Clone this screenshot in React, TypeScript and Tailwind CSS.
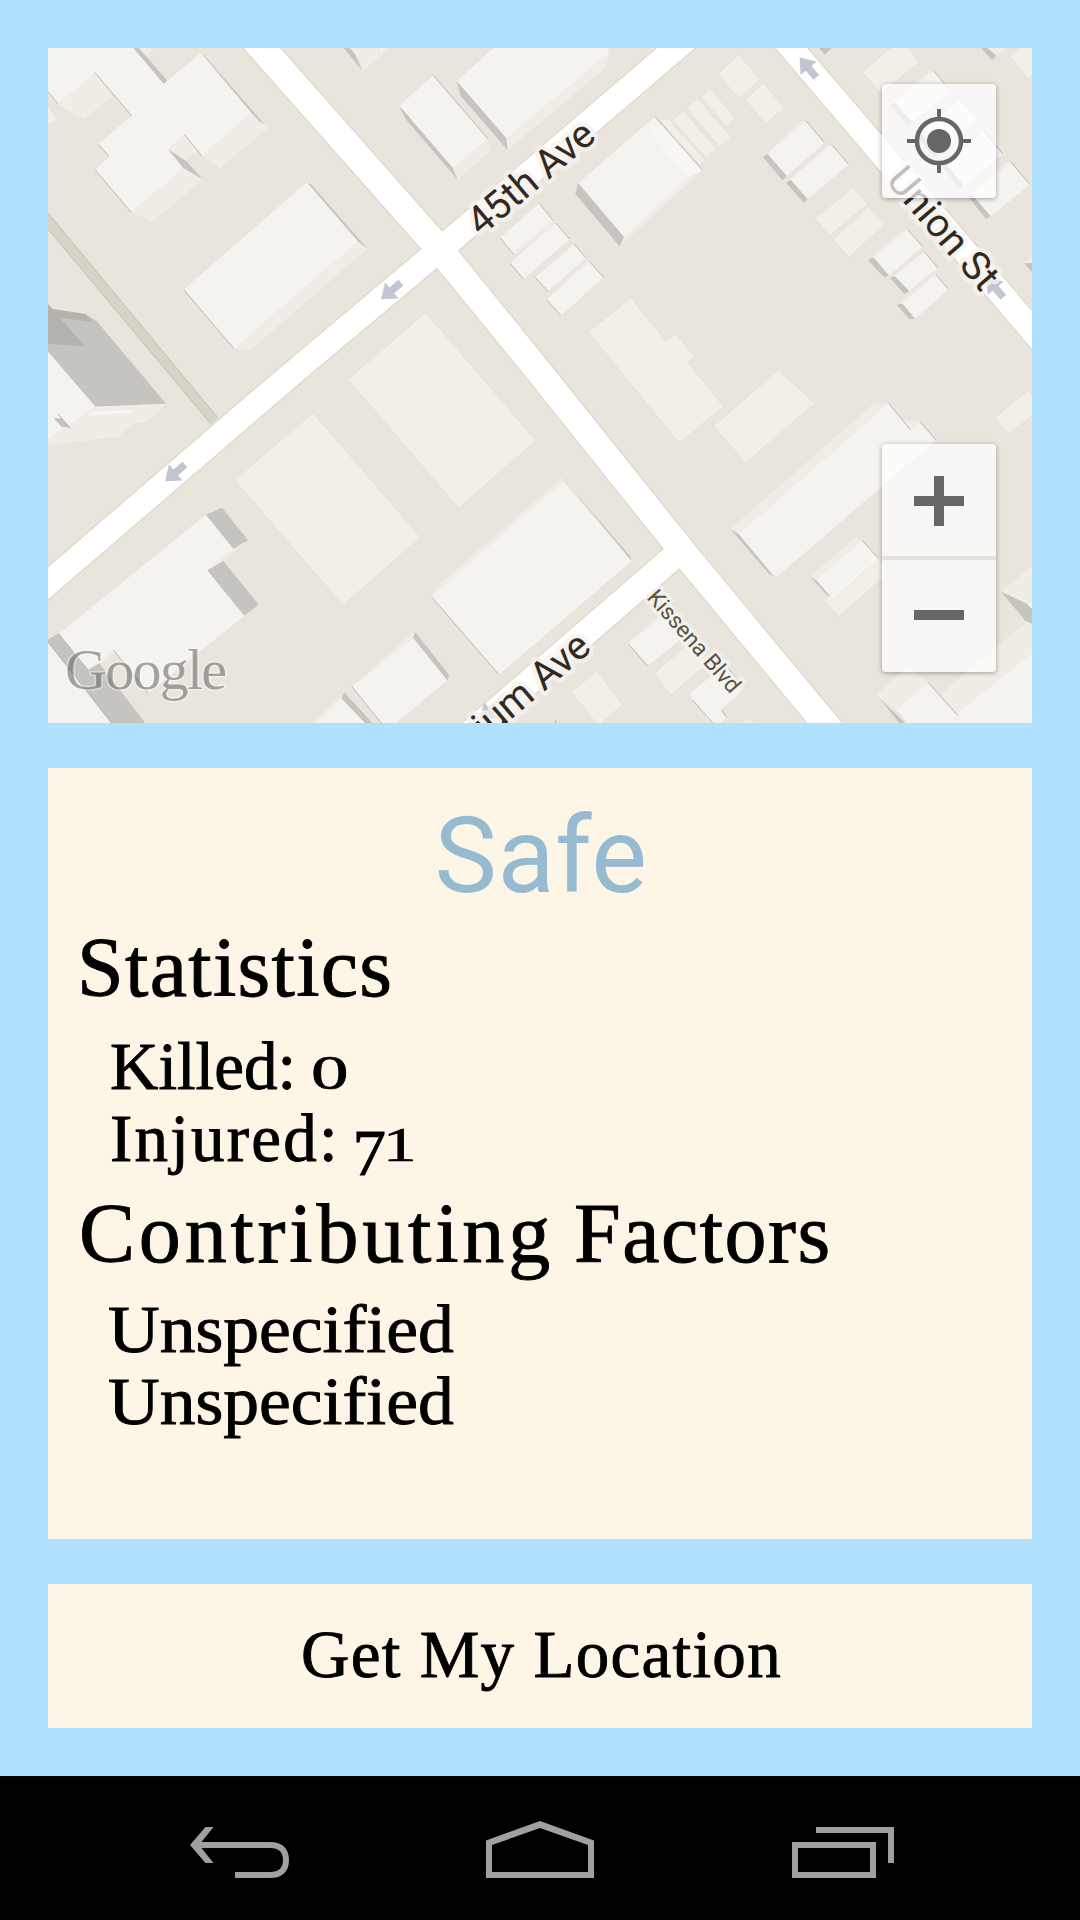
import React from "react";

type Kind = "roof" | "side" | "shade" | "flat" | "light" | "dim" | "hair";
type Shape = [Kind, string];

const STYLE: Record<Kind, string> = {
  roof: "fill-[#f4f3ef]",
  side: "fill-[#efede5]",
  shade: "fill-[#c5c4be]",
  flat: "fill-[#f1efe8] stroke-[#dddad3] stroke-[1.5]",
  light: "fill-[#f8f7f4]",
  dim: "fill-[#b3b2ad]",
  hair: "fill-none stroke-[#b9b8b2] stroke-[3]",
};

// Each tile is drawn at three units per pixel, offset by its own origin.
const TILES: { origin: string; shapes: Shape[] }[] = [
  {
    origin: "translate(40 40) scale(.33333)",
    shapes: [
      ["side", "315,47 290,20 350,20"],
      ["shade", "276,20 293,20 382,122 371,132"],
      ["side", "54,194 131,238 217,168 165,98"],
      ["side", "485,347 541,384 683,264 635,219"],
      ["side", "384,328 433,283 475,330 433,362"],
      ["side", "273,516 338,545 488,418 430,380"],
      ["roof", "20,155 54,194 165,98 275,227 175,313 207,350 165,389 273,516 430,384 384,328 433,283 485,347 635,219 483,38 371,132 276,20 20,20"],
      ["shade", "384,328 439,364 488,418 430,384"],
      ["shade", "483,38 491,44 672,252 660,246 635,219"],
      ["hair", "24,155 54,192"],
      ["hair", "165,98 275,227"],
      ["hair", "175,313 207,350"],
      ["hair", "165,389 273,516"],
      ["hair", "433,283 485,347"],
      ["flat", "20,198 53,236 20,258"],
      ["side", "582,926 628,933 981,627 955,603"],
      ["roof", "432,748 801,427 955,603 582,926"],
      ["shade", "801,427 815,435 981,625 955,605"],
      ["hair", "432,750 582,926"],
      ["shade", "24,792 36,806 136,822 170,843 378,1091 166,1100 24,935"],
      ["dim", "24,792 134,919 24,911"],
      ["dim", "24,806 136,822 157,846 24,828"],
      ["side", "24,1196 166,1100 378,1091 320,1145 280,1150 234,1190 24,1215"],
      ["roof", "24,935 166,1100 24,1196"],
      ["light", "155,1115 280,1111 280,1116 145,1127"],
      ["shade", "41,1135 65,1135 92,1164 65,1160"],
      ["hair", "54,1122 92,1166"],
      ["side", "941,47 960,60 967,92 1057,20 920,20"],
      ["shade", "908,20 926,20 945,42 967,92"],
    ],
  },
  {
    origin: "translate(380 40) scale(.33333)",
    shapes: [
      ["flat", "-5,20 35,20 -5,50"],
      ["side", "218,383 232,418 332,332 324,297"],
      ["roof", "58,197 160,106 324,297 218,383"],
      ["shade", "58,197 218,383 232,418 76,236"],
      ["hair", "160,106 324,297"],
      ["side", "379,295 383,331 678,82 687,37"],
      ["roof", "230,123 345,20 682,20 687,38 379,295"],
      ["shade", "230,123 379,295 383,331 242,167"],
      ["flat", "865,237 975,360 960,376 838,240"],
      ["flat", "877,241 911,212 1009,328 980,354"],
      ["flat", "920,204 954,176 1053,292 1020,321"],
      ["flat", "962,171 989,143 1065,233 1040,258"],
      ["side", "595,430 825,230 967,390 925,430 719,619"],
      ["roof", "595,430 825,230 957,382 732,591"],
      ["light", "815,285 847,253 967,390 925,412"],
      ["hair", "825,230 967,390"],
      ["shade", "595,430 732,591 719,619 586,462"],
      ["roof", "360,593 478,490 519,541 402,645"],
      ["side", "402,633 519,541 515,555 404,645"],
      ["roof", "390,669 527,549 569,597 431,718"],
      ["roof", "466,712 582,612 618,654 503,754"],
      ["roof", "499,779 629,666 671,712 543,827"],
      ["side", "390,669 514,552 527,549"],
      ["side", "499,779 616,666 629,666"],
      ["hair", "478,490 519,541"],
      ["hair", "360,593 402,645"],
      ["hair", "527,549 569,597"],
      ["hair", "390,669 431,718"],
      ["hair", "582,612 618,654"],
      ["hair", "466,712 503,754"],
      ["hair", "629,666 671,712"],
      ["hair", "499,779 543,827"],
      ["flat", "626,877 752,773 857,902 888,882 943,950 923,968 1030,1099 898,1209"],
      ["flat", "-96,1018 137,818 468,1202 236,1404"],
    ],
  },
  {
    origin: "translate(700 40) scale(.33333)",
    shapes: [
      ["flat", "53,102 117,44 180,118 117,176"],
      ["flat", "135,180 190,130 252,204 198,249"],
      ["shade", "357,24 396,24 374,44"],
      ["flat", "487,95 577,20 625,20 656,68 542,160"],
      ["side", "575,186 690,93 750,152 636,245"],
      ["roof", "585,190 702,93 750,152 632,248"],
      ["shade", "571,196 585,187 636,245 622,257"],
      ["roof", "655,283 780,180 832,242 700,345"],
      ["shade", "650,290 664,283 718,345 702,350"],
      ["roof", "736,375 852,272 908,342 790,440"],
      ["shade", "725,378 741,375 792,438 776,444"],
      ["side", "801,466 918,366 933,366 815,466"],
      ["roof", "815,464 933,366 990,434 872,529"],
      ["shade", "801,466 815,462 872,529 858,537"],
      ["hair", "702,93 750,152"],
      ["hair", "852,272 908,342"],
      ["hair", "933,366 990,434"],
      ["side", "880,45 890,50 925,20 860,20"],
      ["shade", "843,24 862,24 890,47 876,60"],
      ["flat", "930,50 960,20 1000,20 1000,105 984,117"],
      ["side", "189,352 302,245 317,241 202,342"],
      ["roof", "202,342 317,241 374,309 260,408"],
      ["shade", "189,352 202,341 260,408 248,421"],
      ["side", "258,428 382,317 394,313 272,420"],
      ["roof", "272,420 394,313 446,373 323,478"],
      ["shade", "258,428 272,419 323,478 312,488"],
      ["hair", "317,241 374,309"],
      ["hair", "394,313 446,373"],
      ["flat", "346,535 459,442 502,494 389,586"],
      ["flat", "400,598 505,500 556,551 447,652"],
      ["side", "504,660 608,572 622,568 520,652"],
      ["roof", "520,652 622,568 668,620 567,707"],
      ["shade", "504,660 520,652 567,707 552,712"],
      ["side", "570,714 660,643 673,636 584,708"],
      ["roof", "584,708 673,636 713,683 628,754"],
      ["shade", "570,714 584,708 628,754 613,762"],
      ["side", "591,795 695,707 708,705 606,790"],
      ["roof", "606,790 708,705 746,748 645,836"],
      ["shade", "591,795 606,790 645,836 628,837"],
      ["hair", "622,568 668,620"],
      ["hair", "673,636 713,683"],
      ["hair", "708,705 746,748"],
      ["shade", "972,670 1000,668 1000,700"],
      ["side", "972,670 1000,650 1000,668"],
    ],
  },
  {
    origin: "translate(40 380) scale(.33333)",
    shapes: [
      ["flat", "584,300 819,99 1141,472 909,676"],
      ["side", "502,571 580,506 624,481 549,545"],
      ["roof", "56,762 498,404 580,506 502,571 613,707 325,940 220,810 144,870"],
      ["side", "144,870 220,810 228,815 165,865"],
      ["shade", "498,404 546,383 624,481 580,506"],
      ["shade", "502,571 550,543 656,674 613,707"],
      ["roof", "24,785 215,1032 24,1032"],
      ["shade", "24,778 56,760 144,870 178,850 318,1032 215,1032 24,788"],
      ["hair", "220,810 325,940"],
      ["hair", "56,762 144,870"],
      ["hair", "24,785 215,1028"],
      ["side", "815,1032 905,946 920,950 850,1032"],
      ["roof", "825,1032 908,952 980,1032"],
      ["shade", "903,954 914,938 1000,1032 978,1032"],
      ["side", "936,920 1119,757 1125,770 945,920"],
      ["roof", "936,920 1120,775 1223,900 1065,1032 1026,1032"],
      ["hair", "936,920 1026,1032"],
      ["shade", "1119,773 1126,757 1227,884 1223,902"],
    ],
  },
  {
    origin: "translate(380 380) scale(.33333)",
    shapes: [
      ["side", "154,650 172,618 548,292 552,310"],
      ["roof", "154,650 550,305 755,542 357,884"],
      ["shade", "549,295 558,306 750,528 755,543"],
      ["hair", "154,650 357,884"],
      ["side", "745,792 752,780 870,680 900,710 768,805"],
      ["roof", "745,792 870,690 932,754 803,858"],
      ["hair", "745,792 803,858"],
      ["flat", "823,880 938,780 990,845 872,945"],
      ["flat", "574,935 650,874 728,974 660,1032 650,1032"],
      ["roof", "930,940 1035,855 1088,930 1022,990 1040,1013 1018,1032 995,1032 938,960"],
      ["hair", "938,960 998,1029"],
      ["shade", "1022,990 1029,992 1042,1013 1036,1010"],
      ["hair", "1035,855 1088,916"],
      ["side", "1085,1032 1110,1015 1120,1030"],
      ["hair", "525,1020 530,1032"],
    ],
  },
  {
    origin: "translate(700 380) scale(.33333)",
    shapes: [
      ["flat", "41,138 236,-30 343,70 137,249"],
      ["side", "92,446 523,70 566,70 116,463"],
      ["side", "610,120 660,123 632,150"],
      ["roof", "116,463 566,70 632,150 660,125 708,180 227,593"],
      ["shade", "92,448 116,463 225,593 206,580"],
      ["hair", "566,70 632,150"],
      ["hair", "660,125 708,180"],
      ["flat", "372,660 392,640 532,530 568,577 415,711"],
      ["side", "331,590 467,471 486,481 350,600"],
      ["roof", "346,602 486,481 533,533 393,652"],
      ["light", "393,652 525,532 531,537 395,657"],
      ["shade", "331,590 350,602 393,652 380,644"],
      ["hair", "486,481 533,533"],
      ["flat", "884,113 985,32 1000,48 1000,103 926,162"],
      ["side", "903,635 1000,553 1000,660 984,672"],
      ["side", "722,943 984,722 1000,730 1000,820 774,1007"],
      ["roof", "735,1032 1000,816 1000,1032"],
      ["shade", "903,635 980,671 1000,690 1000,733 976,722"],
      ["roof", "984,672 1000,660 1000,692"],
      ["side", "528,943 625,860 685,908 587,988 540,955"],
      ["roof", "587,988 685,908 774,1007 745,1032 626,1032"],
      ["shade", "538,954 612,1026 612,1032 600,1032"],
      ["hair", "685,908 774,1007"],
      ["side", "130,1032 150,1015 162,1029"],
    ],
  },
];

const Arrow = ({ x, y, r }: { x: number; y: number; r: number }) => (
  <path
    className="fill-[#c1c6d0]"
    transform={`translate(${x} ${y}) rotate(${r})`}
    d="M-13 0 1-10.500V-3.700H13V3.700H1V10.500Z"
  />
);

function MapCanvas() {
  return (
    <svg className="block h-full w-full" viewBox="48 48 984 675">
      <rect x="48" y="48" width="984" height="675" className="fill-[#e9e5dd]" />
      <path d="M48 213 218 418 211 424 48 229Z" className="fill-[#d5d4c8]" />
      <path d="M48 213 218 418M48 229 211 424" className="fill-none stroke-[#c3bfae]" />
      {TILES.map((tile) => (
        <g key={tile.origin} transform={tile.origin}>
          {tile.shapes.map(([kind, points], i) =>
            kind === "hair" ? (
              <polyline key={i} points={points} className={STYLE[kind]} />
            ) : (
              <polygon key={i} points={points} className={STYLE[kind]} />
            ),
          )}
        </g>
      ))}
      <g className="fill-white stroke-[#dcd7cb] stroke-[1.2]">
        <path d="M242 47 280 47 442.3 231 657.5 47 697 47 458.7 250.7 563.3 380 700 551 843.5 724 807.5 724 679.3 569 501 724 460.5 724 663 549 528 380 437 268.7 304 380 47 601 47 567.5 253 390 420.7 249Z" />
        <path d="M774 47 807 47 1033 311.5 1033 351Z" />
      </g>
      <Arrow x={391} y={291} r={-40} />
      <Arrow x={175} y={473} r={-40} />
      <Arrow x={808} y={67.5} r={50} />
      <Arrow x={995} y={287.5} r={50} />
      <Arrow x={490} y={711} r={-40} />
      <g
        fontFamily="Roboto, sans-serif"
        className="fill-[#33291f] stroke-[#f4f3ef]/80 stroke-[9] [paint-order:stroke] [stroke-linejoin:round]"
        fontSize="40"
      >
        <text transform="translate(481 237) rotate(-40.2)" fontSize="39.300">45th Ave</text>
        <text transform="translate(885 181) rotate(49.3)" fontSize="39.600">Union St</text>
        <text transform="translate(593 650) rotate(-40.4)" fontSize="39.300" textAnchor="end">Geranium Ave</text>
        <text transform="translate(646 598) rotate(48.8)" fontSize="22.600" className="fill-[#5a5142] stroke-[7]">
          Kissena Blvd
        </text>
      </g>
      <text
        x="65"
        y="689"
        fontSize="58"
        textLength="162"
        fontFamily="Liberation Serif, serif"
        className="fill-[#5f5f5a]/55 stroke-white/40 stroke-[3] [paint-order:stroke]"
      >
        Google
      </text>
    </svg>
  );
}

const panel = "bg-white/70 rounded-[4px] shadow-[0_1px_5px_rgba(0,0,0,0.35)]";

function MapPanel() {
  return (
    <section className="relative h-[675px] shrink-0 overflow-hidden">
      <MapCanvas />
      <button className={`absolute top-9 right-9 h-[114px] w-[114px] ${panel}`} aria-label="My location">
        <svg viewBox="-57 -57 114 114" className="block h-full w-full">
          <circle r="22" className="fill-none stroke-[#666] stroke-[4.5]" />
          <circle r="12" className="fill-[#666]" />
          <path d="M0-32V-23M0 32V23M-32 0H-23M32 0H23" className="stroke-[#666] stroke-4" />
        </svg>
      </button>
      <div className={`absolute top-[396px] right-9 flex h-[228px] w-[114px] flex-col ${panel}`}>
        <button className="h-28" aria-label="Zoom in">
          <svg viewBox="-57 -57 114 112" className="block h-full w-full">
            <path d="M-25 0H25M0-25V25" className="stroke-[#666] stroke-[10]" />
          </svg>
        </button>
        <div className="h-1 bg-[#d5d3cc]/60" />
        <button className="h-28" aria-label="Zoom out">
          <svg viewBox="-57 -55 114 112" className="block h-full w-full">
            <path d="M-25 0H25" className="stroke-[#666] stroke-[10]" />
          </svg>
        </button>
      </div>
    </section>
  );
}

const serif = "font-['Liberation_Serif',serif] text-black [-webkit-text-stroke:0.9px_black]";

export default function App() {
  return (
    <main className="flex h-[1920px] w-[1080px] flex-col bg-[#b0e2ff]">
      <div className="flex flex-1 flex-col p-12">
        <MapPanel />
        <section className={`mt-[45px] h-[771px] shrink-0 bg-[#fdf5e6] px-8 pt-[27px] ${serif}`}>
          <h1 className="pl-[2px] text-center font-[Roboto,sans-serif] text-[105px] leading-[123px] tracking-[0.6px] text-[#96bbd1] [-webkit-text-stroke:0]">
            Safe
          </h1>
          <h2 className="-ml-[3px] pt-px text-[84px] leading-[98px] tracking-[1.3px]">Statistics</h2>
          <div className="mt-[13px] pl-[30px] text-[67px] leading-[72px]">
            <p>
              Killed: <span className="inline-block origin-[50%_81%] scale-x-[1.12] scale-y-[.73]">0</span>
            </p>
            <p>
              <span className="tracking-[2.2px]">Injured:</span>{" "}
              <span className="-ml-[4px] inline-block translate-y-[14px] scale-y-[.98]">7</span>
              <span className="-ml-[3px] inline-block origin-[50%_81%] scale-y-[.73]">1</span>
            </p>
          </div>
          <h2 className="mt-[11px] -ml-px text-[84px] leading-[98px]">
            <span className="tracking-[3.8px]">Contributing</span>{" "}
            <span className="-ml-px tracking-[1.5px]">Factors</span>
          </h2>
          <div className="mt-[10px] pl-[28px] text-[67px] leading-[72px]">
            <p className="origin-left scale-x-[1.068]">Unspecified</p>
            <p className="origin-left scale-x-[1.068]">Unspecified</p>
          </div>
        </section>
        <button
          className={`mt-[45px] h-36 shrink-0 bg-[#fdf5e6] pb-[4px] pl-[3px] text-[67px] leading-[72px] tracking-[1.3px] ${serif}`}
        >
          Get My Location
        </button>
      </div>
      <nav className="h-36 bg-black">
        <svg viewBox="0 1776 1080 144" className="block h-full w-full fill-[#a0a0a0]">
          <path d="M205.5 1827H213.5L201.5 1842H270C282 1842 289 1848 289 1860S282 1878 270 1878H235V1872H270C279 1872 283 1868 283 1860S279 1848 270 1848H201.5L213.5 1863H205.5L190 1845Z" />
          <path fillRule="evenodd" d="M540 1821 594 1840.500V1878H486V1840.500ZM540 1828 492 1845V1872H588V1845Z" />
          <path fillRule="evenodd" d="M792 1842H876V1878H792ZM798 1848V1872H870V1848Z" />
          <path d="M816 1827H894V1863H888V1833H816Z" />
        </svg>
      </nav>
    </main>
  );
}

**Stated task:** Pictures stay out. Repeat only the lines from the beginning of the data through the line that has "type Shape = [Kind, string];".

**Exercise answer:**
Clone this screenshot in React, TypeScript and Tailwind CSS.
import React from "react";

type Kind = "roof" | "side" | "shade" | "flat" | "light" | "dim" | "hair";
type Shape = [Kind, string];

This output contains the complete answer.